As commissioner Basil Plasteras stated Wednesday in announcing the dates reduction: "Running 141 dates in our opinion will be a disaster...it would signal the start of a downward spiral in the state which will be difficult to reverse."
The commission awarded Monmouth Park 76 dates. It will open with two weekends -- May 11 and 12, and May 18 and 19 -- before moving to its traditional five-day a week, Wednesday through Sunday schedule from May 25 through September 1.

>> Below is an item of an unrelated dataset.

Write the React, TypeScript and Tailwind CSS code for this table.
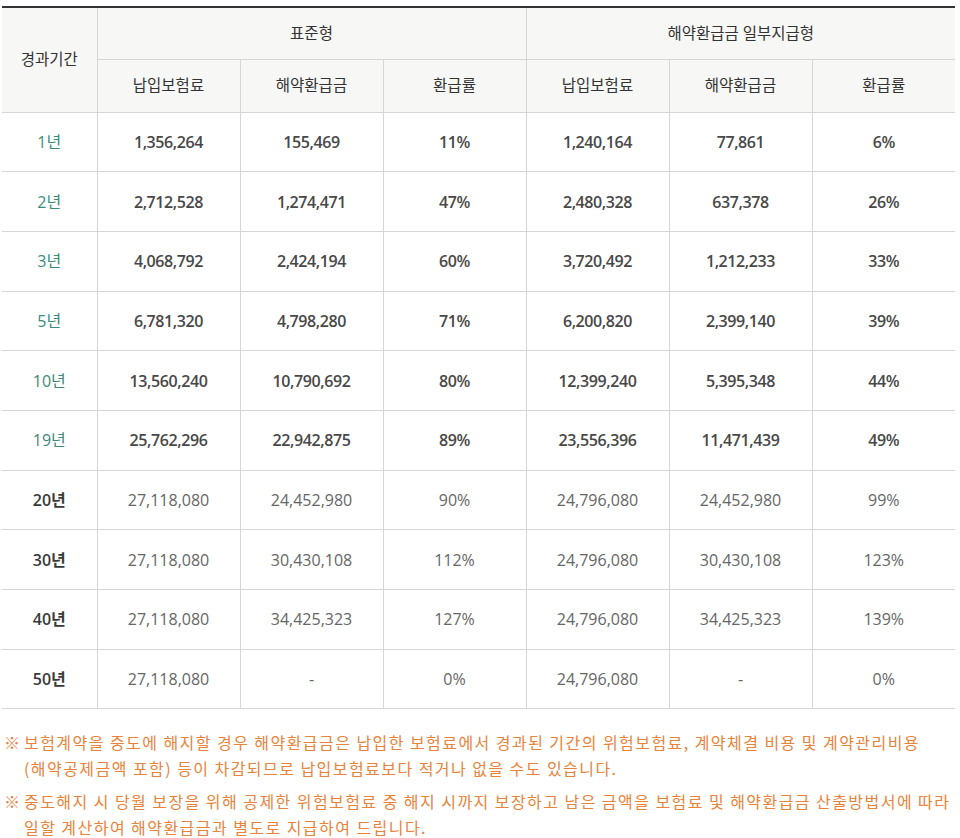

The nine May dates at Monmouth will be run jointly with the Atlantic City Racing Association, which will allow for the use of more than $1 million of accrued simulcast money at the McKee City oval. Atlantic City will run only one day at its facility, on May 10. It will be an all-turf card.
Meadowlands will run 44 thoroughbred dates, starting on Labor Day, September 2 through November 16. The Meadowlands schedule will be four days a week, Wednesday through Saturday nights.
"We're very disappointed," said Frances "Bud" Keegan, president of the New Jersey Thoroughbred Horsemen's Association, in reaction to the 120 dates. "It seems the answer to everything is always to cut racing dates."
Dennis Drazin, legal counsel for the NJTHA, said that the association was planning to file suit in the state's appellate division in the Superior Court of New Jersey, claiming that 141 dates for 2002 are required by state law. That requirement was made part of off-track and account wagering legislation which was signed in August. Drazin also issued a warning.
"The New Jersey horsemen have the absolute right to withhold the exportation of Monmouth Park's simulcast signal anywhere in the country if 141 dates are not awarded," said Drazin.
Bruce Garland, senior vice president of the New Jersey Sports & Exposition Authority, declined comment on the commission's decision, but had previously stated that he felt running 141 dates without a sizable purse supplement would hurt business at both Monmouth Park and Meadowlands.